Flush: A Biography, by Virginia Woolf

This is a perfect read if you want to be pretentious without any of the work! Just say: “My favorite of Virginia Woolf’s work is Flush.” This biography is obscure enough to impress Woolf’s fans, and you can get away with not reading anything else by her (like me). Flush is a uniquely heart-wrenching biography—we only learn about Elizabeth Barrett Browning’s life experiences through the eyes of her dog, Flush. Flush’s unending loyalty and love made me immediately need a cuddle from my little fur-baby (and I may have possibly cried all over him, too).

The Letters of Vincent van Gogh, selected and edited by Ronald de Leeuw and translated by Arnold Pomerans

If, like me, you have been passionately in love with Vincent van Gogh at some point in your life, you must read this collection of his letters. Because it turns out that Vincent could actually be very annoying and was also almost completely dependent on his brother. His letters reveal his immersion into passion after passion. During his clerical years, he sends pages upon pages of religious sermons to his brother. During his art critic years, he sends pages upon pages of art descriptions and always his needs of “money, time, and a place to live, please?” His overwhelming passion and unstable mental state will tear at your heart. (I cried when he defeatedly relayed the destruction of a few of his paintings during a mental episode.) Van Gogh’s mental illness has been overwhelmingly romanticized as the source of his inspiration. Reading these letters will dissolve any romantic notions of his mental health to reveal a perfectly imperfect and flawed human being.

The Eyre Affair, by Jasper Fforde

Imagine that the dominant driving force in the world was literature rather than, say, religion or politics. Instead of missionaries, door-to-door Shakespearean sharing conspiracy theories would interrupt your day. Forging author’s works would get you prison time. And there’s a portal that can transport you into any and every novel. In this magical literary wonderland, somebody has dropped into the pages of Jane Eyre and stolen Jane out of the story entirely! It’s up to this novel’s main character, Thursday, to navigate around a time-travelling and dodo-loving world to rescue her! I cannot recommend this enough to literature geeks.

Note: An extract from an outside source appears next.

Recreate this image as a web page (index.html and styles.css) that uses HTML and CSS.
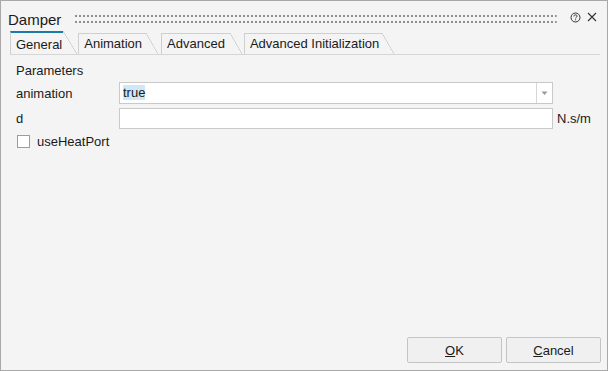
FILE: index.html
```html
<!DOCTYPE html>
<html lang="en">
<head>
    <meta charset="UTF-8">
    <title>Damper</title>
    <link rel="stylesheet" href="styles.css">
</head>
<body>
    <div class="dialog">
        <div class="titlebar">
            <span class="title">Damper</span>
            <svg class="grip" height="8">
                <defs>
                    <pattern id="dots" width="4" height="6" patternUnits="userSpaceOnUse">
                        <rect x="0" y="0" width="2" height="2" fill="#8f8f8f"/>
                    </pattern>
                </defs>
                <rect x="0" y="0" width="100%" height="8" fill="url(#dots)"/>
            </svg>
            <svg class="help" width="11" height="11" viewBox="0 0 11 11">
                <circle cx="5.5" cy="5.5" r="4.5" fill="none" stroke="#333" stroke-width="1"/>
                <path d="M3.9 4.4 C3.9 3.3 4.7 2.9 5.5 2.9 C6.4 2.9 7.1 3.4 7.1 4.2 C7.1 5.1 5.6 5.3 5.6 6.4" fill="none" stroke="#333" stroke-width="1"/>
                <rect x="5.1" y="7.3" width="1" height="1" fill="#333"/>
            </svg>
            <svg class="close" width="10" height="10" viewBox="0 0 10 10">
                <path d="M1 1 L9 9 M9 1 L1 9" stroke="#333" stroke-width="1.1"/>
            </svg>
        </div>

        <div class="tabs">
            <div class="tab active">General</div>
            <div class="tab">Animation</div>
            <div class="tab">Advanced</div>
            <div class="tab">Advanced Initialization</div>
        </div>

        <div class="panel">
            <div class="group-title">Parameters</div>
            <div class="params">
                <label class="param-label">animation</label>
                <div class="combo">
                    <span class="combo-value"><span class="selected">true</span></span>
                    <span class="combo-button">
                        <svg width="7" height="5" viewBox="0 0 7 5"><path d="M0.5 0.5 L3.5 4 L6.5 0.5 Z" fill="#9a9a9a"/></svg>
                    </span>
                </div>
                <span class="unit"></span>

                <label class="param-label">d</label>
                <div class="field"></div>
                <span class="unit">N.s/m</span>
            </div>
            <div class="check-row">
                <span class="checkbox"></span>
                <span>useHeatPort</span>
            </div>
        </div>

        <div class="buttons">
            <button class="btn"><u>O</u>K</button>
            <button class="btn"><u>C</u>ancel</button>
        </div>
    </div>
</body>
</html>
```

FILE: styles.css
```css
html, body {
    margin: 0;
    padding: 0;
}
body {
    font-family: "Liberation Sans", Arial, sans-serif;
    font-size: 13px;
    color: #1a1a1a;
    background-color: #f4f4f4;
}
.dialog {
    width: 608px;
    height: 371px;
    box-sizing: border-box;
    border: 1px solid #a9a9a9;
    background-color: #f4f4f4;
    display: flex;
    flex-direction: column;
}
.titlebar {
    height: 30px;
    display: flex;
    align-items: center;
    padding: 0 10px 0 7px;
    flex-shrink: 0;
}
.title {
    font-size: 15px;
    color: #1a1a1a;
    margin-top: 7px;
}
.grip {
    flex: 1;
    align-self: flex-start;
    min-width: 0;
    height: 8px;
    margin: 14px 13px 0 14px;
}
.help {
    margin-right: 6px;
    margin-top: 2px;
}
.close {
    margin-top: 2px;
}

/* Tabs */
.tabs {
    display: flex;
    align-items: flex-end;
    margin: 0 7px 0 9px;
    height: 23px;
    border-bottom: 1px solid #d6d6d6;
    flex-shrink: 0;
}
.tab {
    position: relative;
    height: 20px;
    line-height: 20px;
    padding: 0 3px 0 5px;
    margin-right: 15px;
    border-top: 1px solid #cfcfcf;
    border-left: 1px solid #cfcfcf;
    color: #1a1a1a;
}
.tab::after {
    content: "";
    position: absolute;
    top: -1px;
    right: -12px;
    width: 12px;
    height: 21px;
    background: linear-gradient(to top right, transparent calc(50% - 0.6px), #c4c4c4 50%, transparent calc(50% + 0.6px));
}
.tab.active {
    height: 21px;
    line-height: 23px;
    border-top: 2px solid #1a7aaa;
    padding-right: 1px;
}
.tab.active::after {
    top: -2px;
    right: -14px;
    width: 14px;
    height: 23px;
}
.tab:nth-child(2) { padding-right: 4px; margin-right: 15px; }
.tab:nth-child(3) { padding-right: 5px; margin-right: 14px; }
.tab:nth-child(4) { padding-right: 3px; }

/* Panel */
.panel {
    flex: 1;
    padding: 8px 0 0 15px;
}
.group-title {
    height: 16px;
    line-height: 16px;
    margin-bottom: 3px;
}
.params {
    display: grid;
    grid-template-columns: 103px 434px 1fr;
    grid-auto-rows: 22px;
    row-gap: 3px;
    align-items: center;
}
.combo {
    height: 22px;
    box-sizing: border-box;
    border: 1px solid #c9c9c9;
    background-color: #fff;
    display: flex;
}
.combo-value {
    flex: 1;
    padding-left: 3px;
    line-height: 20px;
}
.selected {
    background-color: #cde8f6;
}
.combo-button {
    width: 15px;
    border-left: 1px solid #d6d6d6;
    display: flex;
    align-items: center;
    justify-content: center;
}
.field {
    height: 21px;
    box-sizing: border-box;
    border: 1px solid #c9c9c9;
    background-color: #fff;
}
.unit {
    padding-left: 4px;
}
.check-row {
    display: flex;
    align-items: center;
    margin-top: 4px;
    height: 17px;
}
.checkbox {
    width: 11px;
    height: 11px;
    border: 1px solid #9c9c9c;
    background-color: #fff;
    margin: 0 7px 0 1px;
}

/* Buttons */
.buttons {
    display: flex;
    justify-content: flex-end;
    gap: 4px;
    padding: 0 6px 7px 0;
}
.btn {
    width: 95px;
    height: 26px;
    font-family: "Liberation Sans", Arial, sans-serif;
    font-size: 13px;
    color: #1a1a1a;
    background-color: #f0f0f0;
    border: 1px solid #c4c4c4;
    border-radius: 2px;
    padding: 0;
}
```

The Goldfinch, by Donna Tartt

At nearly 800 pages, The Goldfinch is a page-turner you could also conveniently use as a doorstop. Theo is 13 when he is a victim of a horrible accident in a museum—now motherless, traumatized, and disoriented, he steals a painting from the museum and runs. While Theo ages and tries to reintegrate into society and make a life for himself, the stolen painting haunts him as a never-ending reminder of his trauma. Only as he learns to let go will the burden be released from him. Donna Tartt writes with so much detail about Theo and his surroundings that you truly live Theo’s life through his eyes. This is a beautiful read that is set to be a movie this September—give it a go!

The Melancholy Death of Oyster Boy and Other Stories, by Tim Burton

I went through an emo phase (in case that wasn’t obvious by now, this book review will make that clear). This is a fun and mildly disturbing collection of Tim Burton’s storytelling shared as character poetry. Meet Stain Boy and the Girl with Pins in Her Heart—the poems are short and the drawings are Burton originals. It’s fantastically fun and spooky!